The alternative approach taken in a project described in
\cite{unixl3} is to provide an emulation of LibMach which
provides a veneer over the Mach kernel.  The conclusion of
that report is that providing a Mach emulation on top of
another microkernel is unnecessarily complicated and it is
probable that altering the overlying operating system to
work with L4 directly would be significantly faster.

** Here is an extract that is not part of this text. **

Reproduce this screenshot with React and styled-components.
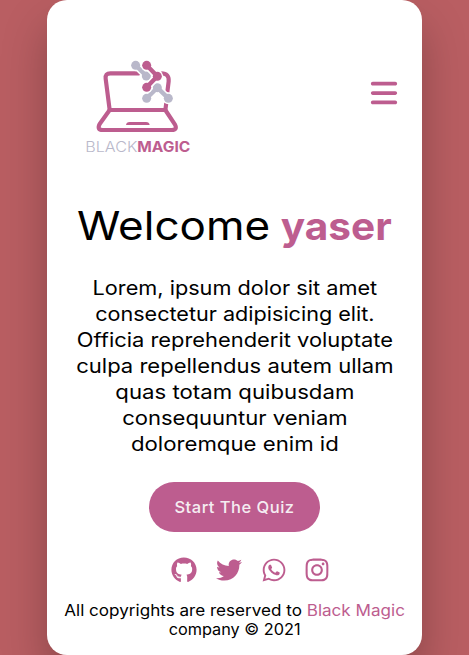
import React from "react";
import styled, { createGlobalStyle } from "styled-components";
import { FaBars } from "react-icons/fa6";
import { FaGithub, FaTwitter, FaWhatsapp, FaInstagram } from "react-icons/fa";

const pink = "#bd5d8f";
const grey = "#b9b8ca";

const GlobalStyle = createGlobalStyle`
  *, *::before, *::after { box-sizing: border-box; }
  body {
    margin: 0;
    background: #b95e62;
    color: #000;
    font-family: Inter, "Open Sans", sans-serif;
    overflow: hidden;
  }
  h1, p { margin: 0; font-weight: 400; }
`;

const Page = styled.div`
  display: flex;
  justify-content: center;
  height: 655px;
`;

const Card = styled.main`
  display: flex;
  flex-direction: column;
  align-items: center;
  width: 375px;
  height: 655px;
  background: #fff;
  border-radius: 20px;
  box-shadow: 0 25px 45px rgba(0, 0, 0, 0.25);
`;

const Header = styled.header`
  display: flex;
  justify-content: space-between;
  width: 100%;
  height: 160px;
  padding: 50px 23px 0 23px;
`;

const LogoArt = styled.svg`
  width: 140px;
  height: 110px;
`;

const LogoText = styled.text`
  font-family: Inter, sans-serif;
  font-size: 43px;
  font-weight: ${(p) => p.$weight};
  fill: ${(p) => p.$fill};
`;

const MenuButton = styled.button`
  display: flex;
  align-self: flex-start;
  margin-top: 28px;
  padding: 0;
  border: 0;
  background: none;
  color: ${pink};
  font-size: 30px;
`;

const Title = styled.h1`
  display: flex;
  justify-content: space-between;
  width: 315px;
  height: 48px;
  margin-top: 42px;
  font-size: 39px;
  line-height: 48px;
`;

const Word = styled.span`
  display: block;
  font-weight: ${(p) => (p.$strong ? 700 : 400)};
  color: ${(p) => (p.$strong ? pink : "inherit")};
  transform: scaleX(${(p) => p.$stretch});
  transform-origin: ${(p) => (p.$strong ? "right" : "left")};
`;

const Intro = styled.p`
  margin-top: 25px;
  font-size: 19.5px;
  line-height: 26px;
  text-align: center;
`;

const Line = styled.span`
  display: block;
  white-space: nowrap;
  transform: scaleX(${(p) => p.$stretch});
`;

const StartButton = styled.button`
  width: 171px;
  height: 50px;
  margin-top: 25px;
  padding: 0;
  border: 0;
  border-radius: 25px;
  background: ${pink};
  color: #f5edf2;
  font: 500 16.5px Inter, sans-serif;
  letter-spacing: 0.5px;
`;

const Socials = styled.nav`
  display: flex;
  gap: 20px;
  height: 26px;
  margin: 25px 0 0 30px;
  color: ${pink};
  font-size: 26px;
`;

const SocialIcon = styled.span`
  display: flex;
  justify-content: center;
  width: ${(p) => p.$width}px;

  svg {
    flex: none;
  }
`;

const Footer = styled.footer`
  margin-top: 18px;
  font-size: 15.5px;
  line-height: 19px;
  text-align: center;
`;

const Brand = styled.span`
  color: ${pink};
`;

function Molecule({ color, path, nodes }) {
  return (
    <g strokeLinecap="round" strokeLinejoin="round">
      <g fill="#fff" stroke="#fff">
        <path d={path} fill="none" strokeWidth="22" />
        {nodes.map(([x, y]) => (
          <circle key={`${x}-${y}`} cx={x} cy={y} r="17.5" stroke="none" />
        ))}
      </g>
      <g fill={color} stroke={color}>
        <path d={path} fill="none" strokeWidth="13" />
        {nodes.map(([x, y]) => (
          <circle key={`${x}-${y}`} cx={x} cy={y} r="13.5" stroke="none" />
        ))}
      </g>
    </g>
  );
}

function Logo() {
  return (
    <LogoArt viewBox="0 0 420 330" role="img" aria-label="Black Magic">
      <g fill="none" stroke={pink} strokeWidth="12.5" strokeLinejoin="round" strokeLinecap="round">
        <path d="M207 70H121Q105 70 107 86L119 180H286L289 158" />
        <path d="M274 70Q298 70 296 94L292 127" strokeLinecap="butt" />
        <path d="M119 180L89 222Q80 240 98 240H305Q323 240 315 224L286 180" />
      </g>
      <path d="M168 225Q169 216 179 216H228Q238 216 239 225Z" fill={pink} />
      <Molecule color={grey} path="M197 46L229 78" nodes={[[197, 46], [229, 78]]} />
      <Molecule
        color={grey}
        path="M230 145L262 113L295 145"
        nodes={[[230, 145], [262, 113], [295, 145]]}
      />
      <Molecule
        color={pink}
        path="M230 46L262 79L230 112"
        nodes={[[230, 46], [262, 79], [230, 112]]}
      />
      <LogoText x="46" y="306" $weight={300} $fill={grey} textLength="156" lengthAdjust="spacingAndGlyphs">
        BLACK
      </LogoText>
      <LogoText x="202" y="306" $weight={700} $fill={pink} textLength="159" lengthAdjust="spacingAndGlyphs">
        MAGIC
      </LogoText>
    </LogoArt>
  );
}

const introLines = [
  ["Lorem, ipsum dolor sit amet", 1.112],
  ["consectetur adipisicing elit.", 1.107],
  ["Officia reprehenderit voluptate", 1.122],
  ["culpa repellendus autem ullam", 1.13],
  ["quas totam quibusdam", 1.138],
  ["consequuntur veniam", 1.13],
  ["doloremque enim id", 1.138],
];

export default function App() {
  return (
    <Page>
      <GlobalStyle />
      <Card>
        <Header>
          <Logo />
          <MenuButton aria-label="Menu">
            <FaBars />
          </MenuButton>
        </Header>
        <Title>
          <Word $stretch={1.128}>Welcome</Word>
          <Word $strong $stretch={1.04}>yaser</Word>
        </Title>
        <Intro>
          {introLines.map(([text, stretch]) => (
            <Line key={text} $stretch={stretch}>{text} </Line>
          ))}
        </Intro>
        <StartButton>Start The Quiz</StartButton>
        <Socials>
          <SocialIcon $width={25.2}><FaGithub /></SocialIcon>
          <SocialIcon $width={26}><FaTwitter /></SocialIcon>
          <SocialIcon $width={22.8}><FaWhatsapp /></SocialIcon>
          <SocialIcon $width={22.8}><FaInstagram /></SocialIcon>
        </Socials>
        <Footer>
          <Line $stretch={1.102}>
            All copyrights are reserved to <Brand>Black Magic</Brand>
          </Line>
          <Line $stretch={1.05}>company © 2021</Line>
        </Footer>
      </Card>
    </Page>
  );
}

This does not necessarily mean that a common microkernel
abstraction layer such as that which \hurd{LibMOM} attempts
to provide is going to be inefficient.  Much of the overhead
associated with the LibMach approach was consumed in
emulating the exact semantics of Mach.  This would not
apply to \hurd{LibMOM} since it implements very simple
primitives.


\section{Experimental Evaluation}

I was not able to perform any experimemts of my own, but the
results for running Linux on the L4 kernel mentioned in
\cite{muperf} look promising for the performance problem
associated with Mach.  Additionally, they state that it took
`14 engineer-months' to port the monolithic Linux kernel to
run on L4.

Unfortunately, I am not able to persuade GNUMach to run on my
computer, due to a bug in the device driver for my Adaptec
SCSI card.  I was therefore not able to test my modifications.
I hope to do so at some stage in the future when a replacement
driver appears.

There are many shortcomings in the \hurd{LibMOM} API compared
to the Mach API.  \hurd{LibMOM} evidently requires more work
before HURD can be fully abstracted fom the Mach microkernel.
In order to achieve its goal of abstraction from any particular
microkernel, it must abstract all the services which HURD
requires.  It does not currently even attempt to deal with
handling threads, clocks and most importantly, it has no interface
which deals with access control or other security mechanism.

It could be argued that this type of interface should not be
added to \hurd{LibMOM}; instead in order to port HURD to a new
microkernel, \hurd{libthreads} and \hurd{libports} should be
ported.  I would disagree with this because it would then
leave many libraries which had to be rewritten instead of
one, which would make the task of porting HURD less clear.